How is Blockchain Used for Bitcoin?
The Bitcoin network is the world’s first recognised blockchain-based asset. Launched in 2009 after a whitepaper published the previous year by a pseudonymous developer named Satoshi Nakamoto, Bitcoin is a decentralised virtual currency.
The premier digital asset relies heavily on blockchain technology to operate as transactions are done by two parties: the sender and receiver. Once the transaction is sent, blockchain miners compete to solve this transaction. This process is called the PoW process of blockchain mining.
A blockchain miner is a sophisticated computer hardware used to validate blockchain transactions. Miners validate transactions by competing to create new blocks in the network.
The first miner to verify the block of transactions and add it to the blockchain is rewarded with freshly minted Bitcoins.
What Are the Top Blockchain Companies?
Blockchain companies have recently sprung up following the massive adoption of blockchain crypto. This adoption has led to the establishment of blockchain startups and companies either facilitating blockchain services or building hardware to support its smooth running.
Here are a few top blockchain investments that have seen exponential growth:
- Coinbase Global Inc. (COIN)
Coinbase was launched in 2012 to enable investors to buy, sell, and exchange digital assets while educating them. Coinbase has rapidly transformed from a launchpad for crypto newbies to a mega blockchain firm.
Operating as a crypto exchange for retail and institutional investors, Coinbase also serves as a crypto custodial service provider that helps legacy-backed businesses to buy and store their digital assets in cold storage wallets. Coinbase has since seen its user base swell to over 73 million in the last year.
- Canaan Inc. (CAN)
Canaan is a provider of high-performance Bitcoin mining hardware. The company manufactures Bitcoin mining hardware, especially the application-specific integrated circuit (ASIC) miners. Also listed on Nasdaq, Canaan has a one-year trailing return of 24.7%, showing huge potential for the future.
- Chainalysis
Chainalysis is a New York-based blockchain analytics firm. The company is notable for its blockchain monitoring solutions that help governments and security agencies track down illegal activities in the crypto space.

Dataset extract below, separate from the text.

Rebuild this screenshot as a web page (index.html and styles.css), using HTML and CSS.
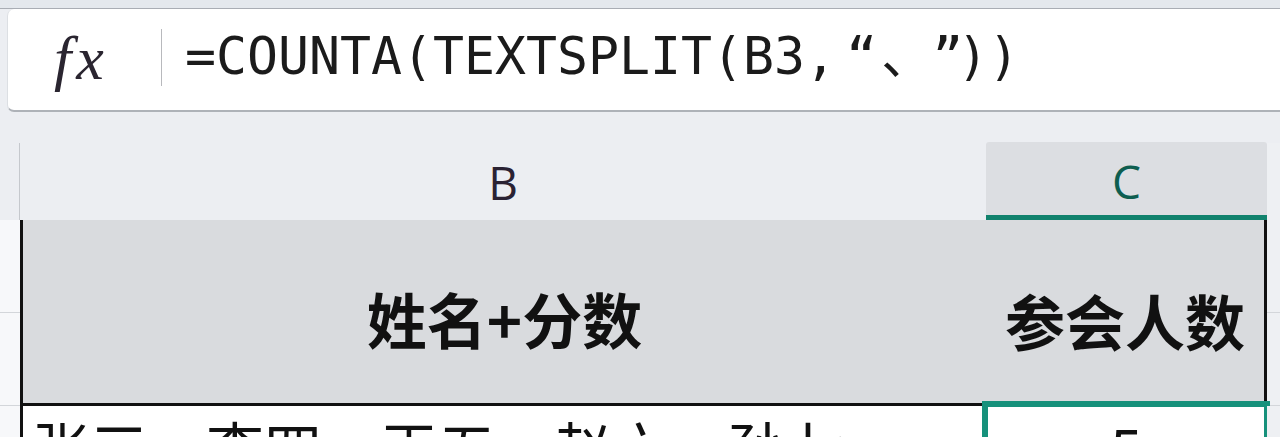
FILE: index.html
```html
<!DOCTYPE html>
<html lang="zh-CN">

<head>
    <meta charset="UTF-8">
    <meta name="viewport" content="width=device-width, initial-scale=1.0">
    <title>参会人数</title>
    <link rel="stylesheet" href="styles.css">
</head>

<body>
    <div class="top-strip"></div>

    <!-- 編輯欄 -->
    <div class="formula-bar">
        <span class="fx">fx</span>
        <span class="bar-divider"></span>
        <span class="formula">=COUNTA(TEXTSPLIT(B3,<span class="q q-open">“</span><span class="dun">、</span><span class="q">”</span>))</span>
    </div>

    <!-- 工作表 -->
    <div class="sheet">
        <div class="corner"></div>
        <div class="col-head">B</div>
        <div class="col-head selected">C</div>
        <div class="gutter"></div>

        <div class="row-head"><span></span><span></span></div>
        <div class="cell title">姓名+分数</div>
        <div class="cell title title-c">参会人数</div>
        <div class="gutter"><span></span><span></span></div>

        <div class="row-head"></div>
        <div class="cell data">张三、李四、王五、赵六、孙七</div>
        <div class="cell data active">5</div>
        <div class="gutter"></div>
    </div>
</body>

</html>
```

FILE: styles.css
```css
/* 整頁 */
body {
    margin: 0;
    width: 1280px;
    height: 437px;
    overflow: hidden;
    background-color: #eceef2;
    font-family: "Noto Sans CJK SC", sans-serif;
}

.top-strip {
    height: 8px;
    background-color: #e4e8ed;
    border-bottom: 1px solid #a9adb4;
}

/* 編輯欄 */
.formula-bar {
    display: flex;
    align-items: center;
    height: 103px;
    margin-left: 7px;
    background-color: #fff;
    border-left: 1px solid #dcdfe3;
    border-bottom: 2px solid #aeb2b8;
    border-radius: 7px 0 0 7px;
    box-sizing: border-box;
}

.fx {
    width: 153px;
    padding-left: 46px;
    box-sizing: border-box;
    font-family: "Liberation Serif", serif;
    font-style: italic;
    font-size: 62px;
    letter-spacing: 5px;
    color: #2a2530;
    margin-top: -2px;
}

.bar-divider {
    width: 1px;
    height: 57px;
    background-color: #b8b9bd;
    margin-top: -4px;
}

.formula {
    margin-left: 23px;
    margin-top: -16px;
    font-family: "DejaVu Sans Mono", "Noto Sans CJK SC", monospace;
    font-size: 51.5px;
    color: #1b1b1b;
    white-space: nowrap;
}

/* 引號與頓號各佔固定寬度 */
.formula .q,
.formula .dun {
    display: inline-block;
    box-sizing: border-box;
}

.formula .q {
    width: 31px;
    padding-left: 6px;
}

.formula .q-open {
    width: 39px;
    padding-left: 10px;
}

.formula .dun {
    width: 51px;
    padding-left: 6px;
    font-family: "Noto Sans CJK SC", sans-serif;
}

/* 工作表格線 */
.sheet {
    display: grid;
    grid-template-columns: 20px 966px 281px 13px;
    grid-template-rows: 77px 186px 60px;
    margin-top: 31px;
}

.corner {
    border-right: 1px solid #c5c8cd;
}

.col-head {
    display: flex;
    justify-content: center;
    align-items: center;
    font-family: "Open Sans", sans-serif;
    font-size: 46px;
    color: #2a2233;
}

.col-head.selected {
    background-color: #dcdee2;
    border-bottom: 5px solid #11826d;
    border-radius: 3px 3px 0 0;
    color: #0e5e50;
    padding-top: 4px;
    margin-top: -1px;
}

.row-head,
.gutter {
    display: flex;
    flex-direction: column;
    background-color: #f7f8fa;
}

.gutter {
    background-color: #eef0f3;
}

.row-head span,
.gutter span {
    flex: 1;
    border-bottom: 1px solid #d3d6da;
}

.cell {
    box-sizing: border-box;
    color: #111;
    white-space: nowrap;
    overflow: hidden;
}

.title {
    display: flex;
    justify-content: center;
    align-items: center;
    padding-top: 12px;
    font-size: 60px;
    font-weight: 700;
    background-color: #d9dbde;
    border-left: 3px solid #111;
    border-bottom: 3px solid #111;
}

.title-c {
    border-left: none;
    border-bottom: none;
    border-right: 3px solid #111;
}

.data {
    font-size: 58px;
    line-height: 1;
    padding: 11px 0 0 9px;
    background-color: #fff;
    border-left: 3px solid #111;
}

/* 選取中的儲存格 */
.data.active {
    margin: -5px -3px 0 -4px;
    padding: 12px 0 0;
    text-align: center;
    border: 6px solid #16917b;
    border-bottom: none;
}
```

- Hive Blockchain Technologies Ltd.
Hive Blockchain Technologies is a crypto mining company based in Canada. Hive is an ESG-minded company that uses 100% green energy to mine Bitcoin and other digital assets.
How to Invest in Blockchain
In the UK, the Financial Conduct Authority (FCA) continues to block access for retail investors to exchange traded crypto funds (ETFs), although in the US, Canada and some European countries they are now allowed and are a good vehicle to invest in blockchain currencies. The FCA maintains its concerns regarding cryptocurrencies, which include their extreme volatility and also the lack of a solid basis for their value.
Despite the FCA’s repeated warnings of the risks of crypto investments and banning of digital asset derivatives, UK residents can still buy cryptocurrencies directly on online exchanges such as Coinbase and Gemini. Some exchanges have set up entities in the UK and have received various levels of regulatory approval.
Offshore exchanges also offer online services in the UK with little regulatory oversight.
What is the Future of Blockchain?
Blockchain technology is here to stay! This position is evidenced by the growing migration of several businesses into the sector.
Popular tech company IBM has invested over $200 million in blockchain technology, and over 75% of companies are actively exploring the space.
Blockchain is also revolutionising the areas of finance through decentralised finance (DeFi) and ownership with non-fungible tokens (NFTs). DeFi offers a large number of the unbanked population an avenue to enjoy financial services, while NFTs are used for tokenizing real-world assets.
With its numerous use cases, blockchain technology is the choice for many people and institutions seeking to break the monopoly of centralised systems. As the world migrates to a more decentralised reality, blockchain could transform our world as the internet did in the 1990s.